D’autre part, les familles recomposées s’inventent de nouvelles règles du jeu : ici, la solidarité prend d’autres formes, la négociation devient essentielle, et chaque membre doit trouver sa place dans un ensemble souvent mouvant. Les familles homoparentales, quant à elles, ne cessent de gagner en visibilité avec l’appui des dernières avancées législatives. Leur existence, encore minoritaire, bouscule les anciennes certitudes et interroge la pratique de l’autorité ou encore le mode de communication au sein du foyer.
Enfin, la famille multiculturelle s’impose, portée par l’augmentation des mobilités internationales et du métissage. Les codes éducatifs, les langues, les traditions se croisent, offrant autant de sources de richesse que de défis à relever.
Pour résumer ces grandes tendances :
- Pluralité des modèles : familles monoparentales, recomposées, homoparentales, multiculturelles
- Progrès vers l’égalité professionnelle, droits accrus pour l’enfant
- Redéfinition des relations de couple, de l’autorité et des formes de solidarité
Diversité des structures familiales : entre inclusion et tensions sociopolitiques
La famille aujourd’hui, c’est un paysage en mosaïque où aspirations, parcours et contraintes s’entrecroisent. Près de deux millions d’enfants en France vivent au sein d’une famille monoparentale, preuve s’il en est que les équilibres sociaux sont fragiles et que la protection de l’enfance doit se réinventer. Les familles recomposées, elles, expérimentent chaque jour la nécessité de nouvelles solidarités et d’ajustements parfois délicats, tant pour les adultes que pour les enfants.
Du côté des familles homoparentales, le combat pour la reconnaissance ne faiblit pas. Si la législation avance, la réalité sur le terrain montre que l’acceptation, l’inclusion et la visibilité restent des défis au quotidien.
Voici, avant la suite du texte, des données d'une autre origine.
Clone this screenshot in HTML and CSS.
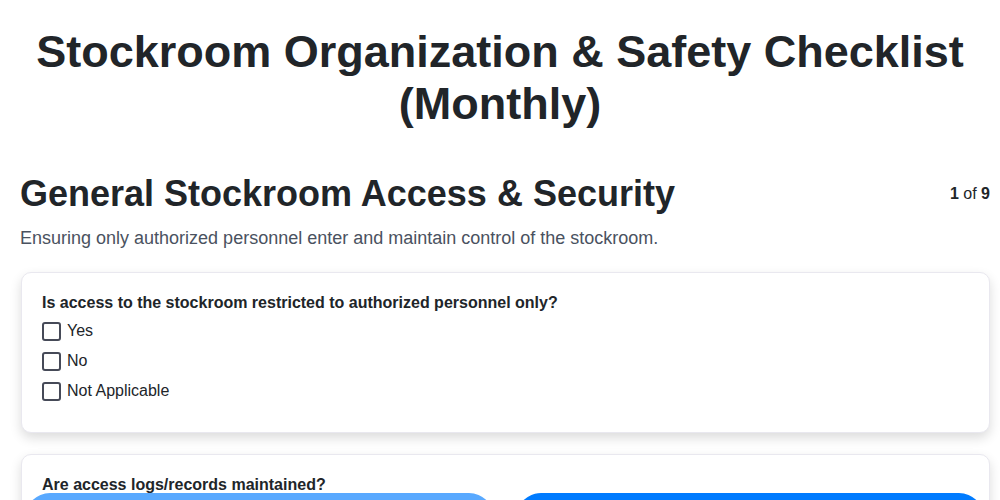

Ces transformations se jouent dans les écoles, les institutions, le système de soins, chaque avancée législative s’accompagnant de résistances et d’attentes nouvelles.
Les familles multiculturelles, quant à elles, invitent à repenser les politiques publiques : comment valoriser la diversité des pratiques éducatives, garantir l’accueil, préserver les langues et les référents culturels ? Face à cet éventail de situations, les tensions ne manquent pas, que ce soit dans les débats politiques ou dans la vie de tous les jours.
Voici quelques points clés pour comprendre ces enjeux :
- Les droits des enfants deviennent le fondement des nouveaux équilibres familiaux
- La protection de l’enfance se redessine autour de l’exigence d’inclusion
- La pluralité des structures familiales ouvre sur des innovations mais aussi sur de nouveaux points de tension
Ce que révèlent les études sociologiques sur les nouveaux enjeux familiaux
Les recherches en sociologie familiale montrent à quel point les foyers français sont en pleine recomposition. Au-delà des chiffres, ce sont les relations et les rôles qui se transforment, mettant à l’épreuve les repères hérités de la famille traditionnelle. Les sociologues constatent que la communication occupe une place centrale, non seulement pour organiser le quotidien, mais aussi pour gérer les conflits, notamment dans les familles recomposées ou monoparentales.
La santé mentale, longtemps reléguée au second plan, s’impose désormais dans le débat familial. Les familles doivent faire face à des pressions multiples : réussite scolaire, incertitudes économiques, exigences de performance. Le travail social tente d’accompagner ces bouleversements, mais il se heurte à la complexité grandissante des situations, à la perméabilité entre vie privée et attentes de la société.
Un constat traverse l’ensemble des études : la place des femmes au sein du foyer change, mais la redistribution des tâches reste déséquilibrée. Malgré les discours égalitaires, les mères demeurent le point d’ancrage, souvent invisible, de la solidarité familiale. Les impacts sur la santé, le bien-être ou la cohésion de la famille appellent une attention accrue des chercheurs et des décideurs.
À l’heure où la société réinvente sans cesse ses contours, la famille, elle aussi, avance sur des terrains inexplorés. La diversité de ses formes, les défis posés et les innovations qu’elle génère dessinent un paysage mouvant, où chaque génération compose avec ses propres repères et ses aspirations. Ce n’est plus seulement une question de structure, mais de capacité à tisser du lien, à s’adapter et à tenir bon face à l’imprévisible.